Repeat exactly the lines running from the first line of the data to the line containing "2 30 30M30 2", both ends included, and nothing else; drop the pictures.

### Recorded information

┌──

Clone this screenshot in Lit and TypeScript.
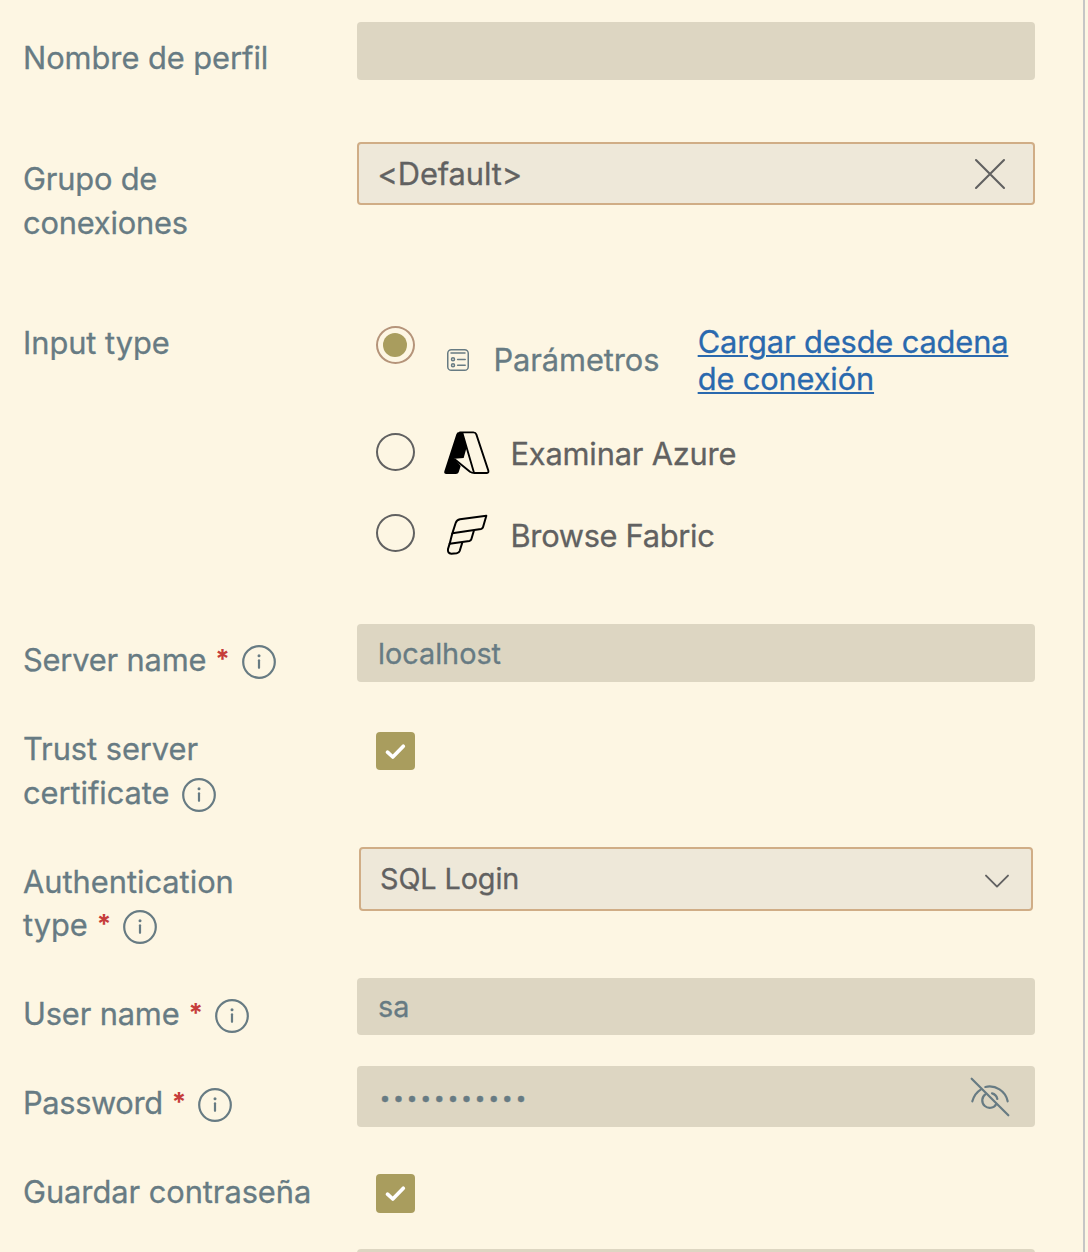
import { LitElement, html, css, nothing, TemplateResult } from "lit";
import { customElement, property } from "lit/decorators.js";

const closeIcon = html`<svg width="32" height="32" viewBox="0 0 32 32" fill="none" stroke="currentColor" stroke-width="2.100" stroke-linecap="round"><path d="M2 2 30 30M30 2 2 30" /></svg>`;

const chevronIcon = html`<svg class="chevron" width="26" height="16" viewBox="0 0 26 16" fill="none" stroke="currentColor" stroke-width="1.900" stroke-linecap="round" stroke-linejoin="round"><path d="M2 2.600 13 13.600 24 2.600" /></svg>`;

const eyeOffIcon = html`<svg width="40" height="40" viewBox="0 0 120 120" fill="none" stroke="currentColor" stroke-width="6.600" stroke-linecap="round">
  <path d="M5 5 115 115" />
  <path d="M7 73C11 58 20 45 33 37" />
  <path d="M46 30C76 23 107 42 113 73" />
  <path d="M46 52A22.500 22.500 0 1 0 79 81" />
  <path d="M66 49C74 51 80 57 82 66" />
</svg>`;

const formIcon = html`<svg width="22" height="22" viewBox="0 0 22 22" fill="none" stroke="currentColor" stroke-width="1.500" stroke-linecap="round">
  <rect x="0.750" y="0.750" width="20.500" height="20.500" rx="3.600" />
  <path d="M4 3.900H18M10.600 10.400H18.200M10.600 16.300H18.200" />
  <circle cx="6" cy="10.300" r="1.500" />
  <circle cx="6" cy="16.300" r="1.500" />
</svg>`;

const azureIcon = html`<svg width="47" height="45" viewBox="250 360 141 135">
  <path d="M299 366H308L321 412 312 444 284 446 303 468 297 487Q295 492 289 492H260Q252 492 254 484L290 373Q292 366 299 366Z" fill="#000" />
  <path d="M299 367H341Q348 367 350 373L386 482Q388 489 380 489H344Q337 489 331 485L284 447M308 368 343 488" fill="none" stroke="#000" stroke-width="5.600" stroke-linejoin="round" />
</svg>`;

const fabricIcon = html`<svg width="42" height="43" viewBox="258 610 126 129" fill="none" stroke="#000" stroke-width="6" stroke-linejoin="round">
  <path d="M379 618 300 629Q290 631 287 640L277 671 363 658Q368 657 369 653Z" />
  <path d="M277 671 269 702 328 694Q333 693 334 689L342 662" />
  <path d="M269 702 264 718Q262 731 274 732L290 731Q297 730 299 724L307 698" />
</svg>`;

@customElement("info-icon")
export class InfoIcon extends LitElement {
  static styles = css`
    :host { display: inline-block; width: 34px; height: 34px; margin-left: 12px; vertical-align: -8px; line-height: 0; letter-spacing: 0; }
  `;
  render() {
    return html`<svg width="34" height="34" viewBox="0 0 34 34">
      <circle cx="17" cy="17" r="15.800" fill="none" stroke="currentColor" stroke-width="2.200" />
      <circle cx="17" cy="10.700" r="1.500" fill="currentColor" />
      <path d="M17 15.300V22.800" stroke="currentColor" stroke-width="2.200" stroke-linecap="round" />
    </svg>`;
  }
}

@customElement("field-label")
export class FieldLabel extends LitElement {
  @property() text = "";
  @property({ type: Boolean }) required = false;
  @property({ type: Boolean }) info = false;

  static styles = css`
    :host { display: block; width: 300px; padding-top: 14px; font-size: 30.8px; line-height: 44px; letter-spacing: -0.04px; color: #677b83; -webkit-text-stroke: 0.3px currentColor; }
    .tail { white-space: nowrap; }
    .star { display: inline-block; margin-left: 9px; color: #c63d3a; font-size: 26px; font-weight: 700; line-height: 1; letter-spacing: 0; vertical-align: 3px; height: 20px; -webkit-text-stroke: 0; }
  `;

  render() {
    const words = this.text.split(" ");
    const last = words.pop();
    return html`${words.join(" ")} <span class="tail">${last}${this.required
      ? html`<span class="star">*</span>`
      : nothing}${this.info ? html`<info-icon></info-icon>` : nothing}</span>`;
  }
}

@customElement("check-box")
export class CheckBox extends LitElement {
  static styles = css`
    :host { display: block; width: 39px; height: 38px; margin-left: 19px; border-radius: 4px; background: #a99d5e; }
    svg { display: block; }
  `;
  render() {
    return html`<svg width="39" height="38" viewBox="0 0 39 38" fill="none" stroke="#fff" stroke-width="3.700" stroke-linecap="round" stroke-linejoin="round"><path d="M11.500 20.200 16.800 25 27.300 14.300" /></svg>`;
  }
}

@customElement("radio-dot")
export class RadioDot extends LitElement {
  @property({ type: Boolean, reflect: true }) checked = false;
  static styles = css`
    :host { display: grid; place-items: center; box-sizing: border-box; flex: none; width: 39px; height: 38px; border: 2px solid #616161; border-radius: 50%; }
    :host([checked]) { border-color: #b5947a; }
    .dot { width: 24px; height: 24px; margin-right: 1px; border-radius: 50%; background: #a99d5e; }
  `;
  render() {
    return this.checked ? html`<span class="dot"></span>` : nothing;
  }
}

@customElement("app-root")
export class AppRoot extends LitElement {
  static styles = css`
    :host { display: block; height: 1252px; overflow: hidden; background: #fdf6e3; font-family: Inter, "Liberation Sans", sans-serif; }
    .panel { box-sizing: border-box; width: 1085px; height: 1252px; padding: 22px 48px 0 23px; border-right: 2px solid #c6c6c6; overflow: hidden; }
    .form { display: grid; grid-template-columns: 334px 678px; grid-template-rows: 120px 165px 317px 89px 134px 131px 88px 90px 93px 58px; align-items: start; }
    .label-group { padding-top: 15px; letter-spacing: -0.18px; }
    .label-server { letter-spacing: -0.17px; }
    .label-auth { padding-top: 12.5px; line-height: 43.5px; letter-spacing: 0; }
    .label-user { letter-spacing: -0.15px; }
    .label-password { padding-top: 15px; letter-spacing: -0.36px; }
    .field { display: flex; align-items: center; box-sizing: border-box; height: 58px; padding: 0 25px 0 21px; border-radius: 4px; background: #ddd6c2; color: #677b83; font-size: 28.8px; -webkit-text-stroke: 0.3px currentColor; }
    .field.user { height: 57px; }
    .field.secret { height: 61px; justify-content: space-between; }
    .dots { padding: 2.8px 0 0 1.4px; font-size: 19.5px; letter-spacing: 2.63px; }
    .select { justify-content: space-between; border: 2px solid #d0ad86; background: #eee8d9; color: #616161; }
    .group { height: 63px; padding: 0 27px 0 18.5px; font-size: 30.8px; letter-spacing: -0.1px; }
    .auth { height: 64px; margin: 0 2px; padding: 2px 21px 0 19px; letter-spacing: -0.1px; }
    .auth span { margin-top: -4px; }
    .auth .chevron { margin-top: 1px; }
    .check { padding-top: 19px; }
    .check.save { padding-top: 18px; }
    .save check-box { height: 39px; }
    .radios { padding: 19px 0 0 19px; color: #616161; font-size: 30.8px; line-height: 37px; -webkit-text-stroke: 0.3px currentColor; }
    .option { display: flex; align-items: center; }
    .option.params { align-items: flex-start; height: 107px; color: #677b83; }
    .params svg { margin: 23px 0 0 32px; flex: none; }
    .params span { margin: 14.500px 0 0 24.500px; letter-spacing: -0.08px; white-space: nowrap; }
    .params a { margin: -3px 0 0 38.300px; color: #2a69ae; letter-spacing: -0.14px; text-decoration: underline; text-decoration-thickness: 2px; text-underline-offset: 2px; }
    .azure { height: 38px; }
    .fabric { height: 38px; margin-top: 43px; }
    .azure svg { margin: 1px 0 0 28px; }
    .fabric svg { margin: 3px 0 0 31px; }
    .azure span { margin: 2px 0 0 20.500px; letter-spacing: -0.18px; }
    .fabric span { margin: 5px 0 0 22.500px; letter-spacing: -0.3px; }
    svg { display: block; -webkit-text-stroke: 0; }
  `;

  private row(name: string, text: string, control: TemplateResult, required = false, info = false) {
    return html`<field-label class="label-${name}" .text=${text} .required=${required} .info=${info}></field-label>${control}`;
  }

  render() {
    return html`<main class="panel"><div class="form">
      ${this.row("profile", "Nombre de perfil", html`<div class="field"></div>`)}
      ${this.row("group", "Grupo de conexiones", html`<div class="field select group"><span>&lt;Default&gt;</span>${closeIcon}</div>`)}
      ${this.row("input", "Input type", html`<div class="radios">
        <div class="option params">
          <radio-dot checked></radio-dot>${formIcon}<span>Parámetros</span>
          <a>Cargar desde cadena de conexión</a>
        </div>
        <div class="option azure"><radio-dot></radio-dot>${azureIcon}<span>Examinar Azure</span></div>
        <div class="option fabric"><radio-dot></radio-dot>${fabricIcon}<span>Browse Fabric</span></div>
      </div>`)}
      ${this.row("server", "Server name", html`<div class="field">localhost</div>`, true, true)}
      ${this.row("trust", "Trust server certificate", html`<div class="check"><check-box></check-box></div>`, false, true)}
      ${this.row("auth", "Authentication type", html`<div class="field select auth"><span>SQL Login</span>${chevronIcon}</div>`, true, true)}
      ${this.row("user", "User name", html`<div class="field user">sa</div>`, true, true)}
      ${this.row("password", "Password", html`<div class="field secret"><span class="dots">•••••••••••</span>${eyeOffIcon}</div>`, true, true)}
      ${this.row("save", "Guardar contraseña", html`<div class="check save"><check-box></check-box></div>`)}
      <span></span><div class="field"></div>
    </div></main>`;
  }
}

└──

### Expected answer
Clone this screenshot in Lit and TypeScript.
import { LitElement, html, css, nothing, TemplateResult } from "lit";
import { customElement, property } from "lit/decorators.js";

const closeIcon = html`<svg width="32" height="32" viewBox="0 0 32 32" fill="none" stroke="currentColor" stroke-width="2.100" stroke-linecap="round"><path d="M2 2 30 30M30 2 2 30" /></svg>`;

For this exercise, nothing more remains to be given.